Когда отцу перевалило за восемьдесят, они с Моной попросили меня стать их законным опекуном. Отец страдал от сердечного заболевания и проблем со спиной, а у Моны началось старческое слабоумие, и она больше не могла ухаживать за ним. Служба социальной защиты постановила, что одни они жить не могут. Я вмешался и сделал так, чтобы они продолжали жить в своем доме в Хаттерасе, обеспечив им необходимый уход. Мы с Пэтти часто ездили за триста миль повидаться с ними.
Мы с отцом разговаривали практически каждый день, по телефону или лично, в основном о его детстве и о том, как он сидел в тюрьме. При любой возможности он повторял свое вранье о принадлежности к чероки и о безжалостных преступлениях белого человека над ним и его семьей. Отец ни о чем не жалел, говоря, что надо было перебить больше подонков, которые этого заслуживали. Когда я еще раз спросил его, не раскаивается ли он в том, как обращался с мамой, он ответил:
— Ну уж нет! Ей надо было сдохнуть в Гэллапе.

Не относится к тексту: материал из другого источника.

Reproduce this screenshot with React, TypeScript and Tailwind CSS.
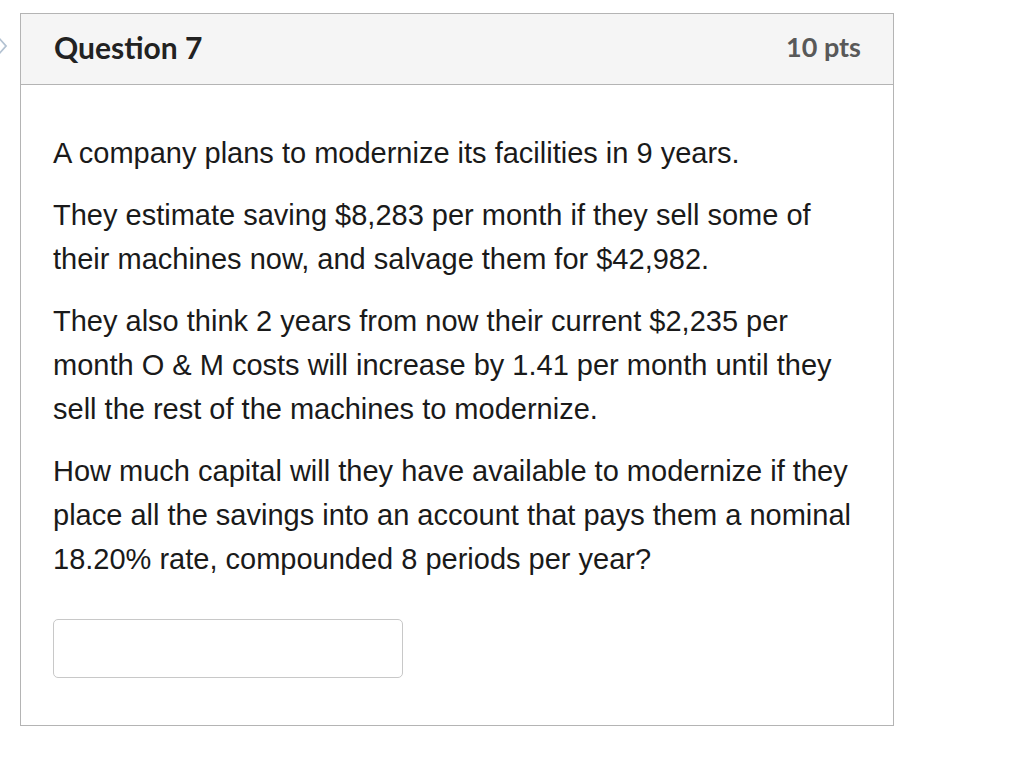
import React from "react";

export default function App() {
  return (
    <div className="relative w-[1024px] h-[764px] bg-white" style={{ fontFamily: '"Liberation Sans", Arial, sans-serif' }}>
      <svg className="absolute left-0 top-[36px]" width="10" height="20" viewBox="0 0 10 20">
        <path d="M-2 1 L6 10 L-2 19" fill="none" stroke="#b3c2d2" strokeWidth="1.8" />
      </svg>
      <div className="absolute left-[20px] top-[13px] w-[874px] border border-[#b4b4b4]">
        <div className="h-[71px] bg-[#f5f5f5] border-b border-[#b4b4b4] flex items-center justify-between pl-[33px] pr-[32px] pb-[4px]">
          <span className="text-[30px] font-bold text-[#222]" style={{ fontFamily: 'Lato, "Open Sans", sans-serif' }}>Question 7</span>
          <span className="text-[27px] font-bold text-[#595959]" style={{ fontFamily: 'Lato, "Open Sans", sans-serif' }}>10 pts</span>
        </div>
        <div className="pl-[32px] pr-[30px] pt-[46px] pb-[47px] text-[29px] leading-[44px] text-[#1a1a1a]">
          <p>A company plans to modernize its facilities in 9 years.</p>
          <p className="mt-[18px]">They estimate saving $8,283 per month if they sell some of their machines now, and salvage them for $42,982.</p>
          <p className="mt-[18px]">They also think 2 years from now their current $2,235 per month O &amp; M costs will increase by 1.41 per month until they sell the rest of the machines to modernize.</p>
          <p className="mt-[18px]">How much capital will they have available to modernize if they place all the savings into an account that pays them a nominal 18.20% rate, compounded 8 periods per year?</p>
          <div className="mt-[38px] w-[350px] h-[59px] border border-[#c8c8c8] rounded-[5px]" />
        </div>
      </div>
    </div>
  );
}
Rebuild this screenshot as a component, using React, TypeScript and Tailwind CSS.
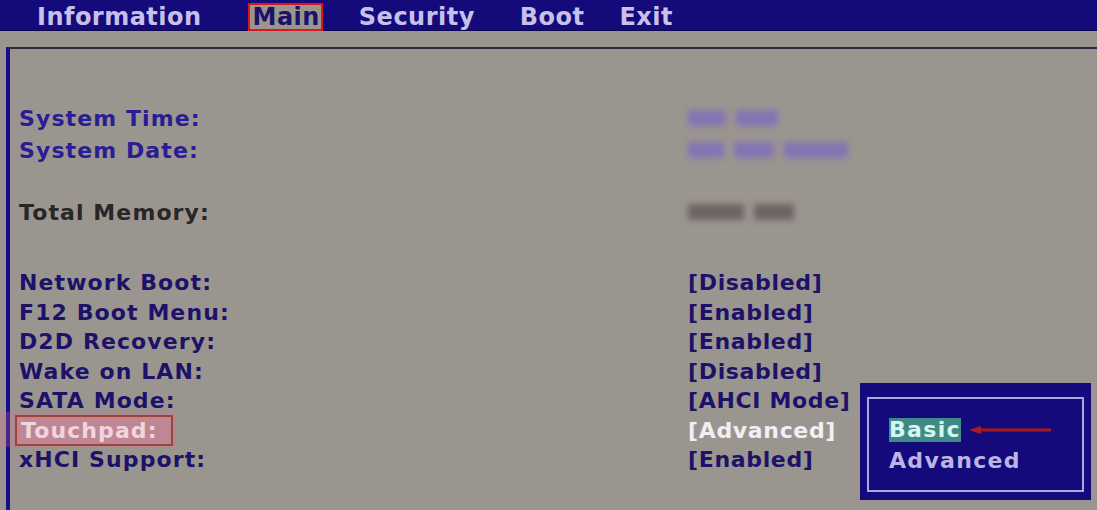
const TABS: { name: string; cls: string }[] = [
  { name: 'Information', cls: 'ml-[37px]' },
  { name: 'Main', cls: 'ml-[46px]' },
  { name: 'Security', cls: 'ml-[36px]' },
  { name: 'Boot', cls: 'ml-[45px]' },
  { name: 'Exit', cls: 'ml-[35px]' },
];

const ROWS: { label: string; value: string; active?: boolean }[] = [
  { label: 'Network Boot:', value: '[Disabled]' },
  { label: 'F12 Boot Menu:', value: '[Enabled]' },
  { label: 'D2D Recovery:', value: '[Enabled]' },
  { label: 'Wake on LAN:', value: '[Disabled]' },
  { label: 'SATA Mode:', value: '[AHCI Mode]' },
  { label: 'Touchpad:', value: '[Advanced]', active: true },
  { label: 'xHCI Support:', value: '[Enabled]' },
];

function Blur({ w, tone }: { w: number[]; tone: 'purple' | 'gray' }) {
  return (
    <div className="flex items-center gap-[10px] blur-[3px]">
      {w.map((width, i) => (
        <span
          key={i}
          className={tone === 'purple' ? 'h-[16px] bg-[#8474b4]' : 'h-[16px] bg-[#6c6462]'}
          style={{ width }}
        />
      ))}
    </div>
  );
}

export default function App() {
  return (
    <div className="relative h-[510px] w-[1097px] overflow-hidden bg-[#9b9590] font-['DejaVu_Sans',sans-serif] font-bold">
      <nav className="flex h-[31px] items-start border-b border-[#0b0550] bg-[#140a7a] pt-[3px] text-[24px] leading-[28px] tracking-[0.02em] text-[#c7c0ea]">
        {TABS.map((tab) =>
          tab.name === 'Main' ? (
            <span
              key={tab.name}
              className={`${tab.cls} flex h-[28px] items-center border-2 border-[#e0141c] bg-[#9b9590] pl-[3px] pr-[1px] text-[#1c1268]`}
            >
              {tab.name}
            </span>
          ) : (
            <span key={tab.name} className={tab.cls}>
              {tab.name}
            </span>
          ),
        )}
      </nav>

      <section className="ml-[6px] mt-[16px] h-[463px] border-l-[4px] border-t-2 border-l-[#1a0c8c] border-t-[#2e2842] pl-[9px] pt-[53px] text-[22px] tracking-[0.03em]">
        <div className="flex h-[32px] items-center text-[#2a1c92]">
          <span className="w-[669px] tracking-[0.05em]">System Time:</span>
          <Blur w={[38, 42]} tone="purple" />
        </div>
        <div className="flex h-[32px] items-center text-[#2a1c92]">
          <span className="w-[669px] tracking-[0.05em]">System Date:</span>
          <Blur w={[36, 40, 64]} tone="purple" />
        </div>
        <div className="mt-[30px] flex h-[32px] items-center text-[#2a2527]">
          <span className="w-[669px] tracking-[0.05em]">Total Memory:</span>
          <Blur w={[56, 40]} tone="gray" />
        </div>

        <div className="mt-[40px] flex flex-col">
          {ROWS.map((row) => (
            <div key={row.label} className="flex h-[29.5px] items-center">
              <span className="w-[669px] tracking-[0.05em]">
                {row.active ? (
                  <span className="-ml-[4px] inline-block w-[158px] border-2 border-[#8a3418] bg-[#b48e98] pl-[4px] leading-[27px] text-[#f8f6f6]">
                    {row.label}
                  </span>
                ) : (
                  <span className="text-[#1c1268]">{row.label}</span>
                )}
              </span>
              <span className={row.active ? 'text-[#f2eef2]' : 'text-[#1c1268]'}>{row.value}</span>
            </div>
          ))}
        </div>
      </section>

      <div className="pointer-events-none absolute left-0 top-[412px] h-[35px] w-[176px] bg-[#e07090]/25" />

      <div className="absolute left-[860px] top-[383px] h-[117px] w-[231px] bg-[#140a7c] px-[7px] pb-[8px] pt-[14px]">
        <div className="flex h-full flex-col border-2 border-[#aea6de] pl-[20px] pt-[19px] text-[22px] tracking-[0.06em]">
          <div className="flex items-center">
            <span className="bg-[#3f8a84] leading-[24px] text-[#d6f6f2]">Basic</span>
            <svg width="84" height="10" viewBox="0 0 84 10" className="ml-[8px]">
              <line x1="6" y1="5" x2="82" y2="5" stroke="#a81a1a" strokeWidth="3" />
              <polygon points="0,5 12,1 12,9" fill="#b01c1c" />
            </svg>
          </div>
          <span className="mt-[3px] leading-[32px] text-[#bcb4e4]">Advanced</span>
        </div>
      </div>
    </div>
  );
}
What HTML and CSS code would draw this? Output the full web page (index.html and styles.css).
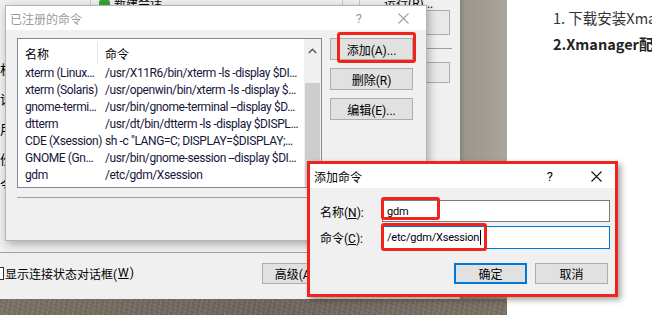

По крайней мере раз в месяц отец звонил мне сильно рассерженный чем-нибудь — счетом за медицинские услуги, плохо работающим слуховым аппаратом или сбившимися каналами на телевизоре. Прежде чем предложить ему помощь, я шутил: «Сейчас, только позвоню Бадди, посоветуюсь». Каждый раз он начинал хохотать. Это была наша с ним старая шутка про его первого сокамерника в Сан-Квентине, и мы смеялись над ней даже спустя сорок лет.
К тому времени прошло десятилетие после того, как я ему позвонил, побывав на Саут-Клифф-драйв. Он говорил так, будто наша жизнь была сплошной идиллией. Однако я не собирался спорить или возражать — прошлое больше не имело надо мной власти.
Я сделал все, что было в моих силах, чтобы стать полной его противоположностью, особенно для моих детей и для Пэтти, величайшего благословения в моей жизни. Отец знал, что я участвую в программе «Старшие братья, старшие сестры»[8], а также обучаю интернов в своей лоббистской фирме.
Он смеялся:
— Ты всегда хотел сделать, чтобы всем было лучше. Да кому это надо! Я знаю, ты уж мне поверь.
У меня училась и внучка его сообщника. Я испытал огромное облегчение, когда отыскал семью Джорджа и извинился перед ними. Когда я рассказал об этом отцу, глаза его наполнились слезами и он крикнул мне убираться. В следующий раз, когда мы об этом заговорили, он стал винить во всем Джорджа. Мол, именно из-за него они оба оказались в Сан-Квентине. Отец велел никогда больше о нем не упоминать.
Однажды ночью, когда отцу сделали операцию на открытом сердце и он думал, что умирает, он взял меня за руку и указал на блокнот и карандаш. Изо рта у него торчала трубка, в обеих руках стояли капельницы.